Media servers solved the immediate bandwidth problem but introduced significant costs and inefficiencies. Each server needed a tape library big enough to handle a full backup. Such a library can cost from $50,000 to more than $500,000, depending on the size of the database server. This is also inefficient because, many servers of this size don’t need to do a full backup every night. If the database software can perform incremental backups, you may need to perform a full backup only once a week or even once a month, which means that for the rest of the month, most tape drives in this library go unused. Even products that don’t perform a traditional full backup have this problem. These products create a virtual full backup every so often by reading the appropriate files from scores of incremental backups and writing these files to one set of tapes. This method of creating a full backup also needs quite a few tape drives on an occasional basis.

Another thing to consider is that the size of the library (specifically, the number of drives that it contains) is often driven by the restore requirements—not the backup requirements. For example, one company had a 600-GB database they needed backed up. Although they did everything in their power to ensure that a tape restore would never be necessary, they knew they might need to in a true disaster. However, the restore requirement was still three hours. If the restore required reading from tape, the restore requirement didn’t change; it still had to be done in less than three hours. Based on that, they bought a 10-drive library that cost $150,000. Of course, if they could restore the database in three hours, they could back it up in three hours. This meant that this $150,000 library was going unused approximately 21 hours per day.

Enter the SAN

Some backup software vendors attempted to solve the cost problem by allowing a single library to connect to multiple hosts. If you purchased a large library with multiple SCSI connections, you could connect each one to a different host. This allowed you to share the tape library but not the drives. While this ability helped reduce the cost by sharing the robotics, it didn’t completely remove the inefficiencies discussed earlier.

What was really needed was a way to share the drives. And as long as the tape drives were shared, disk drives could be shared too. What if:

A large database server could back up to a locally attached tape drive, but that tape drive could also be seen and used by another large server when it needed to back up to a locally attached tape drive?
The large database server’s disks could be seen by another server that backed up its disks without sending the data through the CPU of the server that’s using the database?
The disks and tape drives were connected in such a way that allowed the data to be sent directly from disk to tape without going through any server’s CPU?

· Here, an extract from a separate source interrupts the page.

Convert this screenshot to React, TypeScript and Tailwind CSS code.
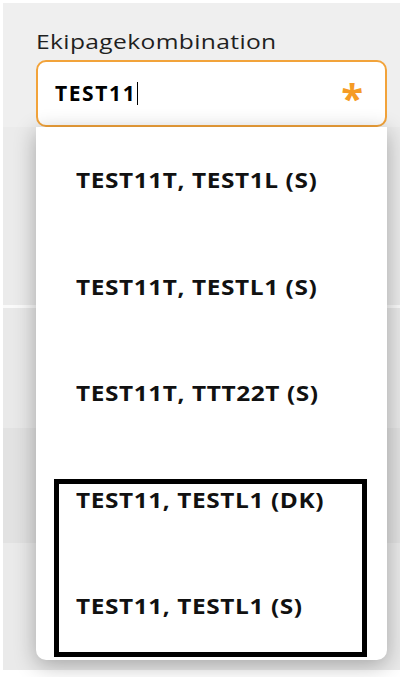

Fibre Channel and SANs have made all of these “what ifs” possible, including many others that will be discussed in later chapters. SANs are making backups more manageable than ever—regardless of the size of the servers being backed up. In many cases, SANs are making things possible that weren’t conceivable with conventional parallel SCSI or LAN-based backups.

From NFS and SMB to NAS

NAS has roots in two main areas: the Server Message Block (SMB) and the Network File System (NFS) protocols. Interestingly enough, these two file-sharing protocols were developed by two of the biggest rivals in the computer industry: Microsoft and Sun Microsystems, and they both appeared in 1984! (IBM and Microsoft developed SMB, and Sun developed NFS.)

SMB/CIFS

When you use your Windows browser to go to “Network Neighborhood” and can read from and write to drives that are actually on other computers, you are probably using the SMB protocol.^[2] The first mention of the SMB protocol was in an IBM technical reference in 1984, and it was originally designed to be a network naming and browsing protocol. Shortly thereafter, it was adapted by Microsoft to become a file sharing protocol. Several versions of the SMB protocol have been released throughout the years, and it has become the common file sharing protocol for all Microsoft Windows operating systems (Windows 3.1, 95, 98, Me, NT, 2000, and XP) and IBM OS/2 systems. Microsoft recently changed its name to the Common Internet File System (CIFS).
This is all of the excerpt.